Set the listing down again exactly, please, apart from its pictures.
══ Material ══
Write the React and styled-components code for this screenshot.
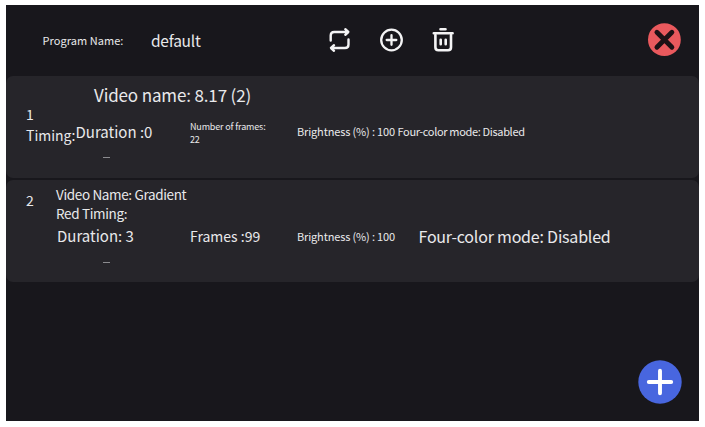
import styled, { createGlobalStyle } from "styled-components";

const GlobalStyle = createGlobalStyle`
  * {
    box-sizing: border-box;
  }
  body {
    margin: 0;
    background: #ffffff;
    font-family: "Noto Sans CJK SC", "Noto Sans", sans-serif;
  }
`;

const Screen = styled.main`
  display: flex;
  flex-direction: column;
  width: 693px;
  height: 416px;
  margin: 5px 6px 6px;
  background: #18171c;
  color: #e9e9eb;
`;

const Header = styled.header`
  display: grid;
  grid-template-columns: 108.5px 177px 52px 52px 1fr auto;
  align-items: center;
  height: 71px;
  padding: 0 18px 2px 36.5px;
`;

const Text = styled.span`
  display: block;
  font-size: ${(p) => p.$size}px;
  line-height: ${(p) => p.$line || 20}px;
  letter-spacing: ${(p) => p.$track || 0}px;
  margin-top: ${(p) => p.$drop || 0}px;
  white-space: pre;
`;

const IconButton = styled.button`
  display: flex;
  padding: 0;
  border: 0;
  background: none;
  color: #f4f4f5;
`;

const ProgramList = styled.section`
  display: flex;
  flex-direction: column;
  gap: 2px;
`;

const Card = styled.article`
  height: 102px;
  border-radius: 7px;
  background: #26252a;
  padding-left: 20px;
`;

const Title = styled.div`
  padding: 7px 0 0 68px;
`;

const Metrics = styled.div`
  display: grid;
  grid-template-columns: ${(p) => p.$columns};
  align-items: start;
  height: ${(p) => p.$height}px;
`;

const Heading = styled.div`
  display: grid;
  grid-template-columns: 30px 1fr;
  align-items: start;
  height: 46px;
  padding-top: 5px;
`;

const Dash = styled.div`
  width: 7px;
  height: 1px;
  margin-left: 77px;
  background: #8b8b8f;
`;

const Footer = styled.footer`
  display: flex;
  justify-content: flex-end;
  margin-top: auto;
  padding: 0 17px 17px 0;
`;

const RepeatIcon = () => (
  <svg width="24" height="26" viewBox="0 0 24 26" fill="none" stroke="currentColor" strokeWidth="2.4" strokeLinecap="round" strokeLinejoin="round">
    <path d="M2.7 13.5V8.5Q2.7 5 6.2 5H20M17.3 2.2l3 2.8-3 2.8" />
    <path d="M20.5 12.5v5q0 3.5-3.5 3.5H3.3M6 18.2l-3 2.8 3 2.8" />
  </svg>
);

const AddIcon = () => (
  <svg width="24" height="24" viewBox="0 0 24 24" fill="none" stroke="currentColor" strokeWidth="2.3" strokeLinecap="round">
    <circle cx="11.5" cy="12" r="10.3" />
    <path d="M11.5 7.2v9.6M6.7 12h9.6" />
  </svg>
);

const TrashIcon = () => (
  <svg width="22" height="26" viewBox="0 0 22 26" fill="none" stroke="currentColor" strokeWidth="2.6" strokeLinecap="round">
    <path d="M8.5 2.3h5M1.8 6.2h18.8" />
    <path d="M3.4 8v12.3q0 3 3 3h9.6q3 0 3-3V8" />
    <path d="M8.7 12.7v4.6M13.7 12.7v4.6" />
  </svg>
);

const CloseIcon = () => (
  <svg width="34" height="34" viewBox="0 0 34 34">
    <circle cx="17.4" cy="16.7" r="16.4" fill="#e9595d" />
    <path d="M9.9 9.2l15 15M24.9 9.2l-15 15" stroke="#1c1115" strokeWidth="4.8" strokeLinecap="round" />
  </svg>
);

const PlusIcon = () => (
  <svg width="44" height="44" viewBox="0 0 44 44">
    <circle cx="22" cy="22" r="21.7" fill="#4866df" />
    <path d="M22 10.8v22.4M10.8 22h22.4" stroke="#ffffff" strokeWidth="3.9" strokeLinecap="round" />
  </svg>
);

export default function App() {
  return (
    <>
      <GlobalStyle />
      <Screen>
        <Header>
          <Text $size={11} $track={0.05}>Program Name:</Text>
          <Text $size={15.5} $track={-0.25}>default</Text>
          <IconButton aria-label="Loop"><RepeatIcon /></IconButton>
          <IconButton aria-label="Add"><AddIcon /></IconButton>
          <IconButton aria-label="Delete"><TrashIcon /></IconButton>
          <IconButton aria-label="Close"><CloseIcon /></IconButton>
        </Header>
        <ProgramList>
          <Card>
            <Title>
              <Text $size={17} $line={24} $track={-0.14}>Video name: 8.17 (2)</Text>
            </Title>
            <Text $size={14} $line={14}>1</Text>
            <Metrics $columns="49.5px 114.5px 107px 100.5px 1fr" $height={36}>
              <Text $size={14} $drop={4}>Timing:</Text>
              <Text $size={15} $drop={1}>Duration :0</Text>
              <Text $size={9} $line={13} $track={-0.15} $drop={-1}>{"Number of frames:\n22"}</Text>
              <Text $size={11} $track={-0.15}>Brightness (%) : 100</Text>
              <Text $size={11} $track={-0.34}>Four-color mode: Disabled</Text>
            </Metrics>
            <Dash />
          </Card>
          <Card>
            <Heading>
              <Text $size={14} $drop={5}>2</Text>
              <Text $size={13.5} $line={19} $track={-0.35}>{"Video Name: Gradient\nRed Timing:"}</Text>
            </Heading>
            <Metrics $columns="31px 133px 107px 121.5px 1fr" $height={36}>
              <span />
              <Text $size={15}>Duration: 3</Text>
              <Text $size={14}>Frames :99</Text>
              <Text $size={11} $track={-0.15}>Brightness (%) : 100</Text>
              <Text $size={16} $track={-0.21}>Four-color mode: Disabled</Text>
            </Metrics>
            <Dash />
          </Card>
        </ProgramList>
        <Footer>
          <IconButton aria-label="New program"><PlusIcon /></IconButton>
        </Footer>
      </Screen>
    </>
  );
}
═══
* _Reply to the exercise_
Write the React and styled-components code for this screenshot.
import styled, { createGlobalStyle } from "styled-components";

const GlobalStyle = createGlobalStyle`
  * {
    box-sizing: border-box;
  }
  body {
    margin: 0;
    background: #ffffff;
    font-family: "Noto Sans CJK SC", "Noto Sans", sans-serif;
  }
`;

const Screen = styled.main`
  display: flex;
  flex-direction: column;
  width: 693px;
  height: 416px;
  margin: 5px 6px 6px;
  background: #18171c;
  color: #e9e9eb;
`;

const Header = styled.header`
  display: grid;
  grid-template-columns: 108.5px 177px 52px 52px 1fr auto;
  align-items: center;
  height: 71px;
  padding: 0 18px 2px 36.5px;
`;

const Text = styled.span`
  display: block;
  font-size: ${(p) => p.$size}px;
  line-height: ${(p) => p.$line || 20}px;
  letter-spacing: ${(p) => p.$track || 0}px;
  margin-top: ${(p) => p.$drop || 0}px;
  white-space: pre;
`;

const IconButton = styled.button`
  display: flex;
  padding: 0;
  border: 0;
  background: none;
  color: #f4f4f5;
`;

const ProgramList = styled.section`
  display: flex;
  flex-direction: column;
  gap: 2px;
`;

const Card = styled.article`
  height: 102px;
  border-radius: 7px;
  background: #26252a;
  padding-left: 20px;
`;

const Title = styled.div`
  padding: 7px 0 0 68px;
`;

const Metrics = styled.div`
  display: grid;
  grid-template-columns: ${(p) => p.$columns};
  align-items: start;
  height: ${(p) => p.$height}px;
`;

const Heading = styled.div`
  display: grid;
  grid-template-columns: 30px 1fr;
  align-items: start;
  height: 46px;
  padding-top: 5px;
`;

const Dash = styled.div`
  width: 7px;
  height: 1px;
  margin-left: 77px;
  background: #8b8b8f;
`;

const Footer = styled.footer`
  display: flex;
  justify-content: flex-end;
  margin-top: auto;
  padding: 0 17px 17px 0;
`;

const RepeatIcon = () => (
  <svg width="24" height="26" viewBox="0 0 24 26" fill="none" stroke="currentColor" strokeWidth="2.4" strokeLinecap="round" strokeLinejoin="round">
    <path d="M2.7 13.5V8.5Q2.7 5 6.2 5H20M17.3 2.2l3 2.8-3 2.8" />
    <path d="M20.5 12.5v5q0 3.5-3.5 3.5H3.3M6 18.2l-3 2.8 3 2.8" />
  </svg>
);

const AddIcon = () => (
  <svg width="24" height="24" viewBox="0 0 24 24" fill="none" stroke="currentColor" strokeWidth="2.3" strokeLinecap="round">
    <circle cx="11.5" cy="12" r="10.3" />
    <path d="M11.5 7.2v9.6M6.7 12h9.6" />
  </svg>
);

const TrashIcon = () => (
  <svg width="22" height="26" viewBox="0 0 22 26" fill="none" stroke="currentColor" strokeWidth="2.6" strokeLinecap="round">
    <path d="M8.5 2.3h5M1.8 6.2h18.8" />
    <path d="M3.4 8v12.3q0 3 3 3h9.6q3 0 3-3V8" />
    <path d="M8.7 12.7v4.6M13.7 12.7v4.6" />
  </svg>
);

const CloseIcon = () => (
  <svg width="34" height="34" viewBox="0 0 34 34">
    <circle cx="17.4" cy="16.7" r="16.4" fill="#e9595d" />
    <path d="M9.9 9.2l15 15M24.9 9.2l-15 15" stroke="#1c1115" strokeWidth="4.8" strokeLinecap="round" />
  </svg>
);

const PlusIcon = () => (
  <svg width="44" height="44" viewBox="0 0 44 44">
    <circle cx="22" cy="22" r="21.7" fill="#4866df" />
    <path d="M22 10.8v22.4M10.8 22h22.4" stroke="#ffffff" strokeWidth="3.9" strokeLinecap="round" />
  </svg>
);

export default function App() {
  return (
    <>
      <GlobalStyle />
      <Screen>
        <Header>
          <Text $size={11} $track={0.05}>Program Name:</Text>
          <Text $size={15.5} $track={-0.25}>default</Text>
          <IconButton aria-label="Loop"><RepeatIcon /></IconButton>
          <IconButton aria-label="Add"><AddIcon /></IconButton>
          <IconButton aria-label="Delete"><TrashIcon /></IconButton>
          <IconButton aria-label="Close"><CloseIcon /></IconButton>
        </Header>
        <ProgramList>
          <Card>
            <Title>
              <Text $size={17} $line={24} $track={-0.14}>Video name: 8.17 (2)</Text>
            </Title>
            <Text $size={14} $line={14}>1</Text>
            <Metrics $columns="49.5px 114.5px 107px 100.5px 1fr" $height={36}>
              <Text $size={14} $drop={4}>Timing:</Text>
              <Text $size={15} $drop={1}>Duration :0</Text>
              <Text $size={9} $line={13} $track={-0.15} $drop={-1}>{"Number of frames:\n22"}</Text>
              <Text $size={11} $track={-0.15}>Brightness (%) : 100</Text>
              <Text $size={11} $track={-0.34}>Four-color mode: Disabled</Text>
            </Metrics>
            <Dash />
          </Card>
          <Card>
            <Heading>
              <Text $size={14} $drop={5}>2</Text>
              <Text $size={13.5} $line={19} $track={-0.35}>{"Video Name: Gradient\nRed Timing:"}</Text>
            </Heading>
            <Metrics $columns="31px 133px 107px 121.5px 1fr" $height={36}>
              <span />
              <Text $size={15}>Duration: 3</Text>
              <Text $size={14}>Frames :99</Text>
              <Text $size={11} $track={-0.15}>Brightness (%) : 100</Text>
              <Text $size={16} $track={-0.21}>Four-color mode: Disabled</Text>
            </Metrics>
            <Dash />
          </Card>
        </ProgramList>
        <Footer>
          <IconButton aria-label="New program"><PlusIcon /></IconButton>
        </Footer>
      </Screen>
    </>
  );
}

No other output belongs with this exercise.